Problem to solve: Only lines with the word "page" are needed; collect each of them from the listing below.

Excerpted data:
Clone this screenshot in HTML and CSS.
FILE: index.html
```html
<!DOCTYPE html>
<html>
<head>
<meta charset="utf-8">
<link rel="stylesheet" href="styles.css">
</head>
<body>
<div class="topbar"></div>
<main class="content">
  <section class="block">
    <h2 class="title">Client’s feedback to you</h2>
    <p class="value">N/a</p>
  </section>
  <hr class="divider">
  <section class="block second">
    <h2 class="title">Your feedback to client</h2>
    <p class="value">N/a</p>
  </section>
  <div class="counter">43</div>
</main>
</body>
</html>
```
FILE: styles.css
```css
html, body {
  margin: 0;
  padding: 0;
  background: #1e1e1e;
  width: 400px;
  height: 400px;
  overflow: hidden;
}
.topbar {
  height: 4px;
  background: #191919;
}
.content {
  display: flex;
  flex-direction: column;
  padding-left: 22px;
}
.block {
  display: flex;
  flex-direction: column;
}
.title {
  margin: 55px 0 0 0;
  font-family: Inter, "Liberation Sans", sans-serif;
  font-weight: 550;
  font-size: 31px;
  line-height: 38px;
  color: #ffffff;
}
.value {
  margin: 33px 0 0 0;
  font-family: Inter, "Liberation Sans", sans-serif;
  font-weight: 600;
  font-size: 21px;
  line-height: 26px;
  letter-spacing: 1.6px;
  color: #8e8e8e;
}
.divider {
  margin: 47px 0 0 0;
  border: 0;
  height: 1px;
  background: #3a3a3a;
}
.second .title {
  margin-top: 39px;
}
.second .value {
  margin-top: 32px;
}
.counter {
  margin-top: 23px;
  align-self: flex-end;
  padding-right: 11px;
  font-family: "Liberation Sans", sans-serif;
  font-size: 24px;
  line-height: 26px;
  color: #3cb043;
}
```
==
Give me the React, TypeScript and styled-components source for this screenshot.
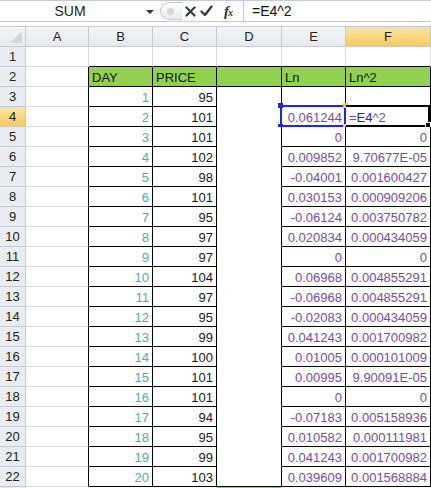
==
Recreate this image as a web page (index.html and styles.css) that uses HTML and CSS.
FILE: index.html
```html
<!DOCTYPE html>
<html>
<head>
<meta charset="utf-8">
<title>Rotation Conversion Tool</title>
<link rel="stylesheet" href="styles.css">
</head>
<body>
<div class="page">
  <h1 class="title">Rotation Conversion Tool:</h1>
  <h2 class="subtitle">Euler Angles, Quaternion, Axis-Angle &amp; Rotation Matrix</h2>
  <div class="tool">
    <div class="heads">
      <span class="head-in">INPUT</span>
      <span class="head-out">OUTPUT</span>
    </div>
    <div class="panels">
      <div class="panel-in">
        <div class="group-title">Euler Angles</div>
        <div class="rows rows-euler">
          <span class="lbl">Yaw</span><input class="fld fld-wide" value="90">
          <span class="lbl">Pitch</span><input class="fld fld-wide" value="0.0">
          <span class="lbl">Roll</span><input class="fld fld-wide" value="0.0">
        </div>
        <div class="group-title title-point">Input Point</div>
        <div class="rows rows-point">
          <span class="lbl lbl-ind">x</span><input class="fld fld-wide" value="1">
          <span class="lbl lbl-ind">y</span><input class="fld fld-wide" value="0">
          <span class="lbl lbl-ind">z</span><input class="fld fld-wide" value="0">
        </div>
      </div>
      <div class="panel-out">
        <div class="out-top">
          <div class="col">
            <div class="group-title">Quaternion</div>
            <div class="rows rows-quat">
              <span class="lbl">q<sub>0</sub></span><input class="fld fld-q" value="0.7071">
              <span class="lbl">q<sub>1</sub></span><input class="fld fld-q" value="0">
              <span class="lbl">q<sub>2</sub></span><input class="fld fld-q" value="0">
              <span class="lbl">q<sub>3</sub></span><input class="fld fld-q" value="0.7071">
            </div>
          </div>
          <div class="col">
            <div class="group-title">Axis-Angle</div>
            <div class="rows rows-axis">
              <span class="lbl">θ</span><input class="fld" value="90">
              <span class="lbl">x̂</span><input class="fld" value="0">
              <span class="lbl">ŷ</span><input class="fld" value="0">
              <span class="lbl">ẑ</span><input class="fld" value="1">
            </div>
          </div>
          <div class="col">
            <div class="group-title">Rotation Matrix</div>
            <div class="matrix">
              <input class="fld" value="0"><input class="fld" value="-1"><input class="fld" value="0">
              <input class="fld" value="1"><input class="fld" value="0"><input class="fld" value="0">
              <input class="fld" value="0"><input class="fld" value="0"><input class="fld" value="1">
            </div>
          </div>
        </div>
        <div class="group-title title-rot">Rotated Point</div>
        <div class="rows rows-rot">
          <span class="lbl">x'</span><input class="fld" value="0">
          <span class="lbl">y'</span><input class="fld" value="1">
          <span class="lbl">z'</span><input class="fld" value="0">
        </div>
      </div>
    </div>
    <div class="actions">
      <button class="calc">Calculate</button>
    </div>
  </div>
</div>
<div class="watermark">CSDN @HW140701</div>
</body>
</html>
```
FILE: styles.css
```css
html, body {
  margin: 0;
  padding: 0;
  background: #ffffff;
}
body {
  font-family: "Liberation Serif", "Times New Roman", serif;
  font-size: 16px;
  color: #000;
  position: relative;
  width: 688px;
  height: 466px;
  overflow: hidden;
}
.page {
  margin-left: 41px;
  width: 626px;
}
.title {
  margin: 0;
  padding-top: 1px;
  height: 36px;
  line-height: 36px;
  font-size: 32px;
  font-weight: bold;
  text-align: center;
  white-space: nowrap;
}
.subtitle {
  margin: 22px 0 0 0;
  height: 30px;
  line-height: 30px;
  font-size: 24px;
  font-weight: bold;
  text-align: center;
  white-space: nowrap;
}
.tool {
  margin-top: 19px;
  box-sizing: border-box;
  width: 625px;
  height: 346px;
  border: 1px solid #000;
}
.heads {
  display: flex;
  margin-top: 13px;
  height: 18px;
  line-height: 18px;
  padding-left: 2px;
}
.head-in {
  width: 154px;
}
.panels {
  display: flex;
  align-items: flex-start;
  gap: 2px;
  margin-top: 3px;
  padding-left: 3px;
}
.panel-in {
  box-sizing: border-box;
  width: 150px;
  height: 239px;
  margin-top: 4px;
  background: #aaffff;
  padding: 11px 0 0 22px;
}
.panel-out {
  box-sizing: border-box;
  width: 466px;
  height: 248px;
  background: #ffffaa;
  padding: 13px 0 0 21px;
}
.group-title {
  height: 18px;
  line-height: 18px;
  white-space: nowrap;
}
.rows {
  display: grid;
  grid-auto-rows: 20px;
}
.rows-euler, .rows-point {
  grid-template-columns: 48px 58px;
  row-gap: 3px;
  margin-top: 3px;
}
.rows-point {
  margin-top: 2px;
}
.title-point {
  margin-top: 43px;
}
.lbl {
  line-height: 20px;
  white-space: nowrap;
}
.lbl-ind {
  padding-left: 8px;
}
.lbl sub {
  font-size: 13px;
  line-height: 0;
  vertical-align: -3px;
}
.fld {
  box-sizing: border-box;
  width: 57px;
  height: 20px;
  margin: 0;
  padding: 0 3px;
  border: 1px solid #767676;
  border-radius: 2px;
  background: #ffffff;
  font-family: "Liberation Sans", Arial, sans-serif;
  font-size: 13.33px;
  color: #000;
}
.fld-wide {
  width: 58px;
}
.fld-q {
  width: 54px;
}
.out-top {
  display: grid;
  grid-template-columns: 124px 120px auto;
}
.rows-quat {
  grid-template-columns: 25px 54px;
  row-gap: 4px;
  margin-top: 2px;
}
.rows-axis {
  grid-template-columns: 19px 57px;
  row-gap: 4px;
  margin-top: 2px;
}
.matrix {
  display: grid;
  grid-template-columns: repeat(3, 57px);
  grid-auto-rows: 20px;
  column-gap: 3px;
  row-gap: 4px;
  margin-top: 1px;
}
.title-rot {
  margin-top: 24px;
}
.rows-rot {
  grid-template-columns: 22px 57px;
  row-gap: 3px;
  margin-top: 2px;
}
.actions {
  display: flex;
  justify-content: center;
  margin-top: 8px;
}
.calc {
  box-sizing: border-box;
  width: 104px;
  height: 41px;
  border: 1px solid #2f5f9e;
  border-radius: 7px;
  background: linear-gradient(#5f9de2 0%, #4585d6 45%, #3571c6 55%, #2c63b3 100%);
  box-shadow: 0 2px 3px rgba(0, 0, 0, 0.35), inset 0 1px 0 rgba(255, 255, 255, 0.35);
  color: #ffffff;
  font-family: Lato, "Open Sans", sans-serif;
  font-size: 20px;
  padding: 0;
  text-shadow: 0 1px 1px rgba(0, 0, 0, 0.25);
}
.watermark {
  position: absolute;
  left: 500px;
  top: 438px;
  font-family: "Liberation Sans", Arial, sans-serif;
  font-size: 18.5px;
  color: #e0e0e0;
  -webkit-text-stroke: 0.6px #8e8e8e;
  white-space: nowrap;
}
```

Written solution:
Recreate this image as a web page (index.html and styles.css) that uses HTML and CSS.
<div class="page">
.page {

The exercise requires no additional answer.